- [Task details]: Repeat, exactly and only, the lines from the beginning of the data through the line with "margin: 0 0 21px 0;". Pictures are left out.

- [Provided material]:
= = = =

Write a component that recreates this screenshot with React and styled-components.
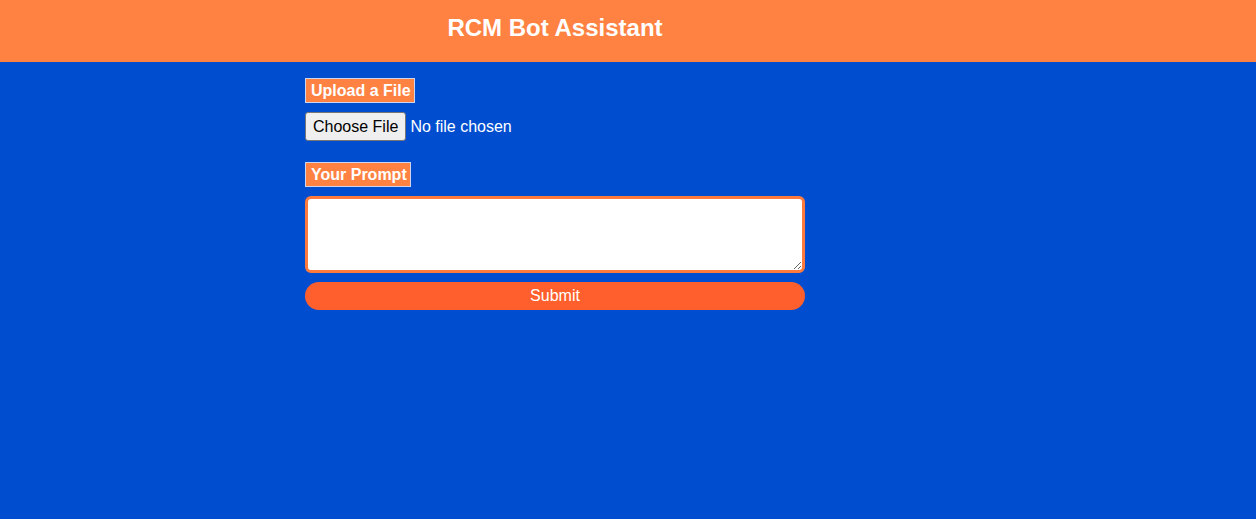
import React from 'react'
import styled, { createGlobalStyle } from 'styled-components'

const GlobalStyle = createGlobalStyle`
  html, body {
    margin: 0;
    padding: 0;
    background: #004ecf;
    font-family: "Liberation Sans", Arial, sans-serif;
  }
`

const Page = styled.div`
  min-height: 519px;
  background: #004ecf;
`

const Header = styled.header`
  height: 62px;
  background: #ff8243;
  display: flex;
  align-items: center;
  padding-left: 305px;
  padding-bottom: 7px;
  box-sizing: border-box;
`

const Title = styled.h1`
  width: 500px;
  margin: 0;
  text-align: center;
  color: #fff;
  font-size: 24px;
  font-weight: bold;
`

const Form = styled.form`
  width: 500px;
  margin-left: 305px;
  padding-top: 16px;
  display: flex;
  flex-direction: column;
  align-items: flex-start;
`

const Label = styled.label`
  display: inline-block;
  background: #ff8243;
  color: #fff;
  font-weight: bold;
  font-size: 16px;
  line-height: 17px;
  padding: 3px 3px 3px 5px;
  border: 1px solid #c9d6ee;
  margin-bottom: 9px;
`

const FileInput = styled.input`
  color: #fff;
  font-family: "Liberation Sans", Arial, sans-serif;
  font-size: 16px;
  margin: 0 0 21px 0;

  &::file-selector-button {
    font-family: "Liberation Sans", Arial, sans-serif;
    font-size: 16px;
    color: #000;
    background: #efefef;
    border: 1px solid #767676;
    border-radius: 3px;
    padding: 5px 7px 4px;
    margin-right: 4px;
  }
`

const TextArea = styled.textarea`
  width: 500px;
  height: 77px;
  box-sizing: border-box;
  border: 3px solid #ff7a3d;
  border-radius: 6px;
  background: #fff;
  margin: 0 0 9px 0;
  font-family: "Liberation Sans", Arial, sans-serif;
  font-size: 16px;
  outline: none;
`

const SubmitButton = styled.button`
  width: 500px;
  height: 28px;
  border: none;
  border-radius: 14px;
  background: #ff5f2d;
  color: #fff;
  font-family: "Liberation Sans", Arial, sans-serif;
  font-size: 16px;
  cursor: pointer;
`

export default function App() {
  return (
    <Page>
      <GlobalStyle />
      <Header>
        <Title>RCM Bot Assistant</Title>
      </Header>
      <Form onSubmit={e => e.preventDefault()}>
        <Label htmlFor="file">Upload a File</Label>
        <FileInput id="file" type="file" />
        <Label htmlFor="prompt">Your Prompt</Label>
        <TextArea id="prompt" />
        <SubmitButton type="submit">Submit</SubmitButton>
      </Form>
    </Page>
  )
}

= = = =

- [Task output]:
Write a component that recreates this screenshot with React and styled-components.
import React from 'react'
import styled, { createGlobalStyle } from 'styled-components'

const GlobalStyle = createGlobalStyle`
  html, body {
    margin: 0;
    padding: 0;
    background: #004ecf;
    font-family: "Liberation Sans", Arial, sans-serif;
  }
`

const Page = styled.div`
  min-height: 519px;
  background: #004ecf;
`

const Header = styled.header`
  height: 62px;
  background: #ff8243;
  display: flex;
  align-items: center;
  padding-left: 305px;
  padding-bottom: 7px;
  box-sizing: border-box;
`

const Title = styled.h1`
  width: 500px;
  margin: 0;
  text-align: center;
  color: #fff;
  font-size: 24px;
  font-weight: bold;
`

const Form = styled.form`
  width: 500px;
  margin-left: 305px;
  padding-top: 16px;
  display: flex;
  flex-direction: column;
  align-items: flex-start;
`

const Label = styled.label`
  display: inline-block;
  background: #ff8243;
  color: #fff;
  font-weight: bold;
  font-size: 16px;
  line-height: 17px;
  padding: 3px 3px 3px 5px;
  border: 1px solid #c9d6ee;
  margin-bottom: 9px;
`

const FileInput = styled.input`
  color: #fff;
  font-family: "Liberation Sans", Arial, sans-serif;
  font-size: 16px;
  margin: 0 0 21px 0;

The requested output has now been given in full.